Wozu braucht es in Zeiten der Informationsüberflutung im Internet eine weitere Informationsquelle?
Clara Taxis: Eigentlich genau wegen dieser Überflutung. Viele Leser:innen wünschen sich die Einordnung der Informationen, die uns theoretisch zwar jederzeit zur Verfügung stehen, praktisch für die Einzelnen aber kaum zu überblicken sind. Als iz3w haben wir den Anspruch, den Dingen auf den Grund zu gehen, kritisch nachzufragen, einzuordnen. Viele Themen, gerade aus dem Globalen Süden, finden medial nach wie vor viel zu wenig Berücksichtigung. Das wollen wir ändern.
Martina Backes: Außerdem spiegeln die meisten verfügbaren Informationen – vor allem die in deutscher Sprache – weitgehend den westlichen Blick auf die Welt wider. Uns geht es darum zu zeigen, wie in afrikanischen, asiatischen oder lateinamerikanischen Gesellschaften über Themen wie Klimakrise, Weltwirtschaft, aber auch Rassismus und Postkolonialismus berichtet und diskutiert wird. Expert:innen, auch kritische Beobachter:innen, sind schließlich nicht nur hierzulande zu finden. Gerade, um die Tragweite lokaler Erfahrung darzustellen, braucht es auch lokale Quellen.

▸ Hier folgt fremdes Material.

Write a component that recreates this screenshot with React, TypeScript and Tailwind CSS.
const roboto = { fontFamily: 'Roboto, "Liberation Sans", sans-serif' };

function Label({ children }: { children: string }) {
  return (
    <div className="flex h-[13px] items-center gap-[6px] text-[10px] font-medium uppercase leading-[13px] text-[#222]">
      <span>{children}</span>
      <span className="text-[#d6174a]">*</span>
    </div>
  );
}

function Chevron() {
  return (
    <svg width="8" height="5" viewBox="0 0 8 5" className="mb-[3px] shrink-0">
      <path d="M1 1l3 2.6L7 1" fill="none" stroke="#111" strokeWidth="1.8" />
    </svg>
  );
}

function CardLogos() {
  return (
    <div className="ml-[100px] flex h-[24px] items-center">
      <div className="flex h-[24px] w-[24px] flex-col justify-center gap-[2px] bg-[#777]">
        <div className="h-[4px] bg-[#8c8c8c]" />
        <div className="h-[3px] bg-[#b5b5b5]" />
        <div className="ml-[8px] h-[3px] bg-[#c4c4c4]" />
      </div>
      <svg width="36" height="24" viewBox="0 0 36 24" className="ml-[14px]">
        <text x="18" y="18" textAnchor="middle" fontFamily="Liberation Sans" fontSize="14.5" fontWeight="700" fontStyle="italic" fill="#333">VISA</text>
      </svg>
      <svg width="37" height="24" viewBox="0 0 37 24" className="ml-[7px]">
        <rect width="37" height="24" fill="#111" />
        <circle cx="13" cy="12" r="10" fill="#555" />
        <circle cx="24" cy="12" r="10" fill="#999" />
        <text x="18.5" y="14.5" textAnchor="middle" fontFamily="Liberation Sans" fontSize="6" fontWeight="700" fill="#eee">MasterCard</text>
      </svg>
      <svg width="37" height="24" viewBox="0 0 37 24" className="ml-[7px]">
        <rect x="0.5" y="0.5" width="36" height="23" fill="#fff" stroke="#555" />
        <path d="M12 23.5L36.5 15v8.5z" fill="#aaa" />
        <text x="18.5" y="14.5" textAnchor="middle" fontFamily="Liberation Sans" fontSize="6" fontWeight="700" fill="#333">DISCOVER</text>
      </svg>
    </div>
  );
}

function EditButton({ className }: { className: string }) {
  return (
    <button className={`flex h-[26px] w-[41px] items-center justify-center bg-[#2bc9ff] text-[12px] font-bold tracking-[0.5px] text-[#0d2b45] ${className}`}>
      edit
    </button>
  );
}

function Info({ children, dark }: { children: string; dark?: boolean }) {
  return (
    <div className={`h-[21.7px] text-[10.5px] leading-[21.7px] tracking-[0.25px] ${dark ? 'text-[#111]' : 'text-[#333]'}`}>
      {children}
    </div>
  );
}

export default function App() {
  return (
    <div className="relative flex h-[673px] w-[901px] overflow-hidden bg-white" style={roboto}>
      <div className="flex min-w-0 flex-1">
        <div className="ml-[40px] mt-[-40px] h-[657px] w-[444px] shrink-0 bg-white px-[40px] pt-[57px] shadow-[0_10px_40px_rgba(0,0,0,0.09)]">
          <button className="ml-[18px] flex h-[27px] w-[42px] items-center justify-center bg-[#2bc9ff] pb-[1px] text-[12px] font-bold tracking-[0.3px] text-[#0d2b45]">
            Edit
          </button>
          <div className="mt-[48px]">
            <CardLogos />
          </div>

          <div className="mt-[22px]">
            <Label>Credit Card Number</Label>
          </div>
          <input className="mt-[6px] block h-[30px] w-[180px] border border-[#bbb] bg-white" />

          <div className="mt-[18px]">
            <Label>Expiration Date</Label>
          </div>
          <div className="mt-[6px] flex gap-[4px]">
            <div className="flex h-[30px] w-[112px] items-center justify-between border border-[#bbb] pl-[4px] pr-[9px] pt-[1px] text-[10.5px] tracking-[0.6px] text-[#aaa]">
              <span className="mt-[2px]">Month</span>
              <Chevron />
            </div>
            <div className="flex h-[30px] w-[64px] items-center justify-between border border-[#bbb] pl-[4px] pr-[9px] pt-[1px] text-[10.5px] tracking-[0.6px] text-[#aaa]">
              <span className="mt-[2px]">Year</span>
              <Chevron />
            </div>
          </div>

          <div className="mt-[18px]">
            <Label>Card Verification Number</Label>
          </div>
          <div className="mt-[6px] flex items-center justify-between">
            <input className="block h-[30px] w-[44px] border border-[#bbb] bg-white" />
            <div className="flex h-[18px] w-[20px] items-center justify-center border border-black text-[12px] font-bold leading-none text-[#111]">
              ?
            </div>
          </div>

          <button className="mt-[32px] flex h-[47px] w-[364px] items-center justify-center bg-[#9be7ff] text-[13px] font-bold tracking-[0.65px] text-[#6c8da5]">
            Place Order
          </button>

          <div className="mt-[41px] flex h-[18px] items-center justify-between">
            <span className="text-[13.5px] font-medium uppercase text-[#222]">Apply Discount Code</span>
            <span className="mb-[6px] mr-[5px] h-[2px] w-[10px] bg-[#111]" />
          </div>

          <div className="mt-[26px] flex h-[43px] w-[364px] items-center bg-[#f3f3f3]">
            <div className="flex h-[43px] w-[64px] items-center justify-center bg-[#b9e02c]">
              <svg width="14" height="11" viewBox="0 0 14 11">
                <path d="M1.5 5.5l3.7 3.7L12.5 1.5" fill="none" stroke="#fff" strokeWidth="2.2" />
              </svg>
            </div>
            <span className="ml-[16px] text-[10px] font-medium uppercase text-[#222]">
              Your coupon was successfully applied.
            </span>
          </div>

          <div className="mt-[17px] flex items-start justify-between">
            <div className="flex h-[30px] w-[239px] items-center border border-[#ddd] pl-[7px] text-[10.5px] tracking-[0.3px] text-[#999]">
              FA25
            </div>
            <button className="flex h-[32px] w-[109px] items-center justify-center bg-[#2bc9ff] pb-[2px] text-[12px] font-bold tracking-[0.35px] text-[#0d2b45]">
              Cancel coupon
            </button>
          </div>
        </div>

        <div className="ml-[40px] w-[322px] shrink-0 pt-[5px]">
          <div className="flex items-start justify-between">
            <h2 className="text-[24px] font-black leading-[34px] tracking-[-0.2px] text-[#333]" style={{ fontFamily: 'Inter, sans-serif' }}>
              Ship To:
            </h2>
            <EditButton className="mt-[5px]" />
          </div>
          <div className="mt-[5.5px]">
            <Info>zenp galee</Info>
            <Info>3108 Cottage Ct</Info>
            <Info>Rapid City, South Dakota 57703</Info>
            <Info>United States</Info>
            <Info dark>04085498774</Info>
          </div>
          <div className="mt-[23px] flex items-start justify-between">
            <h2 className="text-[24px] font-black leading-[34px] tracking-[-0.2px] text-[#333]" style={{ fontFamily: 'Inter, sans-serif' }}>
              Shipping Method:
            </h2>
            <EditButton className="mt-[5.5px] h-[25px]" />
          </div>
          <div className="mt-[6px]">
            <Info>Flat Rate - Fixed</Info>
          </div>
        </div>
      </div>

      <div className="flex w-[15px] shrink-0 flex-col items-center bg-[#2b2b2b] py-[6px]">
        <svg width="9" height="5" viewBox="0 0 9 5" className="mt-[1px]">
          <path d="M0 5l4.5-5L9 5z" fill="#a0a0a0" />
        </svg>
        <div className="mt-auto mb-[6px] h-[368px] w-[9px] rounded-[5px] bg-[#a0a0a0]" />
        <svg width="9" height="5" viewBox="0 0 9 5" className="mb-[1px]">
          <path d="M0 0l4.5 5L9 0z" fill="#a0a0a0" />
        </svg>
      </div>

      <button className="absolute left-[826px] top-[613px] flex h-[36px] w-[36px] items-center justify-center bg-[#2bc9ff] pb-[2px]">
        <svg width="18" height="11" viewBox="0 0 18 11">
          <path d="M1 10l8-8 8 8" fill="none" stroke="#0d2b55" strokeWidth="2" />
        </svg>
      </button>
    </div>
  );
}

Wie kommt eine vergleichsweise kleine Redaktion mit wenig Budget an ein solches Netzwerk?
Martina Backes: Die Print-Ausgabe der iz3w erscheint seit mehr als 50 Jahren. Insofern haben wir bereits ein großes Netzwerk an Journalist:innen, unabhängigen NRO, politischen Gruppen und Medien aus dem Globalen Süden, mit denen wir zusammenarbeiten. Wir hoffen, dass wir über unsere Dossiers und Schwerpunkte weitere Kontakte aufbauen und vertiefen werden.
Clara Taxis: Auch in dem konkreten Projekt kooperieren wir mit verschiedenen Partnerorganisationen, etwa mit dem selbstorganisierten Refugee Radio «Our Voice» sowie dem Netzwerk Afrique-Europe-Interact, die ihrerseits enge Kontakte in den Maghreb-Raum und nach Westafrika pflegen. Auf den Austausch freuen wir uns sehr.

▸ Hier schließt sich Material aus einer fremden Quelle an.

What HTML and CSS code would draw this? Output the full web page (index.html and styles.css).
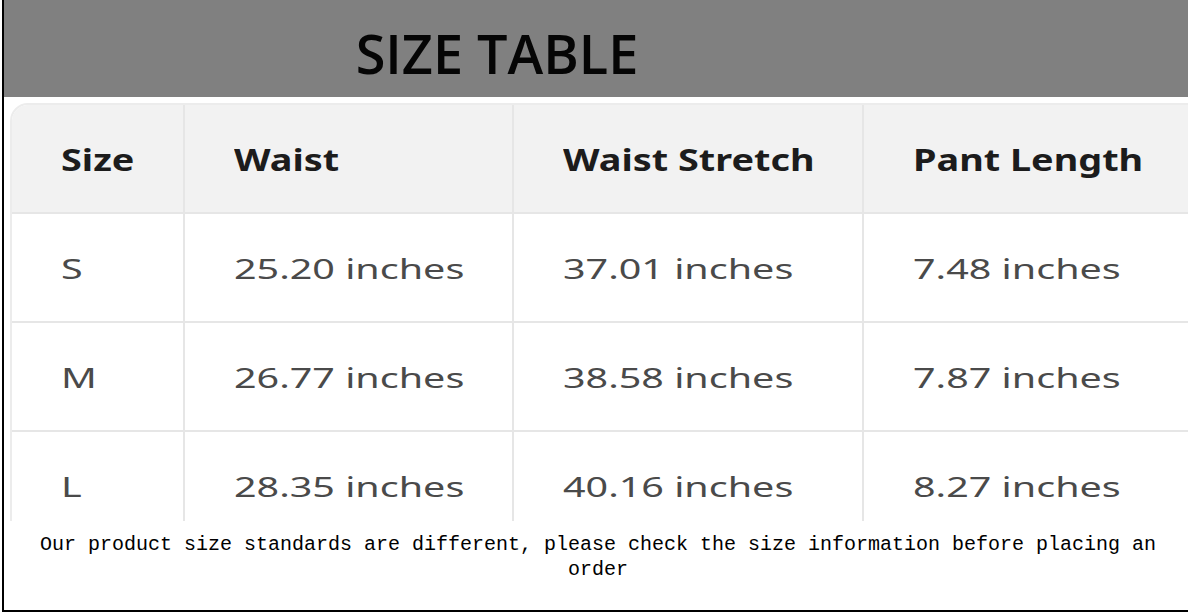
FILE: index.html
```html
<!DOCTYPE html>
<html lang="en">
<head>
<meta charset="utf-8">
<title>Size Table</title>
<link rel="stylesheet" href="styles.css">
</head>
<body>
<div class="frame">
  <header class="banner">
    <h1 class="title">SIZE TABLE</h1>
  </header>
  <div class="table-wrap">
    <table class="sizes">
      <colgroup>
        <col class="c1"><col class="c2"><col class="c3"><col class="c4">
      </colgroup>
      <thead>
        <tr>
          <th><span class="txt">Size</span></th>
          <th><span class="txt">Waist</span></th>
          <th><span class="txt">Waist Stretch</span></th>
          <th><span class="txt">Pant Length</span></th>
        </tr>
      </thead>
      <tbody>
        <tr>
          <td><span class="txt">S</span></td>
          <td><span class="txt">25.20 inches</span></td>
          <td><span class="txt">37.01 inches</span></td>
          <td><span class="txt">7.48 inches</span></td>
        </tr>
        <tr>
          <td><span class="txt">M</span></td>
          <td><span class="txt">26.77 inches</span></td>
          <td><span class="txt">38.58 inches</span></td>
          <td><span class="txt">7.87 inches</span></td>
        </tr>
        <tr>
          <td><span class="txt">L</span></td>
          <td><span class="txt">28.35 inches</span></td>
          <td><span class="txt">40.16 inches</span></td>
          <td><span class="txt">8.27 inches</span></td>
        </tr>
      </tbody>
    </table>
  </div>
  <p class="note">Our product size standards are different, please check the size information before placing an order</p>
</div>
</body>
</html>
```

FILE: styles.css
```css
html, body {
  margin: 0;
  padding: 0;
  background: #ffffff;
}

.frame {
  width: 1184px;
  height: 610px;
  margin-left: 2px;
  border-left: 2px solid #000;
  border-bottom: 2px solid #000;
  overflow: hidden;
  display: flex;
  flex-direction: column;
}

.banner {
  height: 97px;
  background: #808080;
  display: flex;
  align-items: center;
  justify-content: center;
  flex: none;
}

.title {
  margin: 0;
  font-family: "Open Sans", "Noto Sans", sans-serif;
  font-weight: 600;
  font-size: 54px;
  color: #050505;
  line-height: 1;
  transform: translate(-99px, 4px);
}

.table-wrap {
  margin: 6px 0 0 6px;
  height: 418px;
  overflow: hidden;
  flex: none;
}

.sizes {
  width: 1190px;
  border-collapse: separate;
  border-spacing: 0;
  table-layout: fixed;
  border: 2px solid #ececec;
  border-radius: 18px;
  overflow: hidden;
  font-family: "Noto Sans", "Open Sans", sans-serif;
}

.c1 { width: 173px; }
.c2 { width: 329px; }
.c3 { width: 350px; }
.c4 { width: 338px; }

.sizes th,
.sizes td {
  height: 107px;
  padding: 0 0 0 49px;
  text-align: left;
  vertical-align: middle;
  border-right: 2px solid #e6e6e6;
  border-bottom: 2px solid #e6e6e6;
  white-space: nowrap;
}

.sizes th:last-child,
.sizes td:last-child {
  border-right: none;
}

.sizes thead th {
  background: #f2f2f2;
  font-size: 31px;
  font-weight: 700;
  color: #1c1c1c;
}

.sizes tbody td {
  background: #fff;
  font-size: 28px;
  font-weight: 400;
  color: #4a4a4a;
}

.txt {
  display: inline-block;
  transform-origin: left center;
}

.sizes thead .txt { transform: scaleX(1.22); }
.sizes tbody .txt { transform: scaleX(1.41); }

.note {
  margin: 11px 0 0 0;
  padding: 0 27px 0 31px;
  font-family: "Liberation Mono", "DejaVu Sans Mono", monospace;
  font-size: 20px;
  line-height: 25px;
  color: #000;
  text-align: center;
}
```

«Wir verknüpfen gerne soziale und kulturelle Anliegen mit ökologischen Perspektiven und umgekehrt.»
Und wann wird das Projekt abgeschlossen, das Dossier fertig sein?

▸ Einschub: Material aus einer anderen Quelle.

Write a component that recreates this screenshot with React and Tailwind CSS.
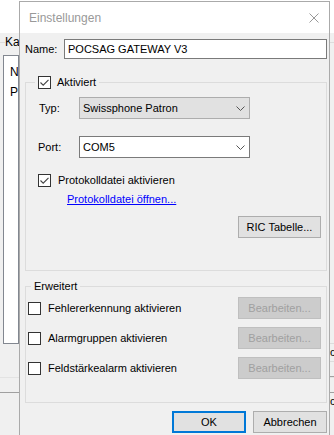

Clara Taxis: Abschließen ist in diesem Fall gar nicht das Ziel! Wir sehen die Dossiers als offenen Prozess, in dem es immer wieder neue Beiträge geben soll, die neue Aspekte aufgreifen und Debatten in Gang bringen. An den Start gehen soll das Dossier aber im Herbst 2023, mit Beiträgen rund um den Zusammenhang zwischen Energiewende, Klimawandel und Rohstoffpolitik.
Martina Backes: Es lohnt sich aber auch jetzt schon, einen Blick auf die Seite zu werfen und in den drei Dossiers, die dort zu finden sind, zu stöbern. Es geht darin wahlweise um die Rückgabe von kolonialem Raubgut, um das Reisen und touristisches Geschehen an Orten des Grauens beziehungsweise des Gedenkens an menschliche Verbrechen oder aber, parallel zu unserer neuen Printausgabe, um das Horrorgenre in Literatur und Film. Das ist besonders spannend, da wir das Genre als Medium für gesellschaftskritische Perspektiven in Ländern analysieren, in denen Meinungs- und Pressefreiheit sonst wenig Raum haben. Dafür sind wir bekannt: Wir verknüpfen gerne soziale und kulturelle Anliegen mit ökologischen Perspektiven und umgekehrt, um komplexen Sachverhalten und politischen Aushandlungsprozessen von allen Seiten auf den Zahn zu fühlen.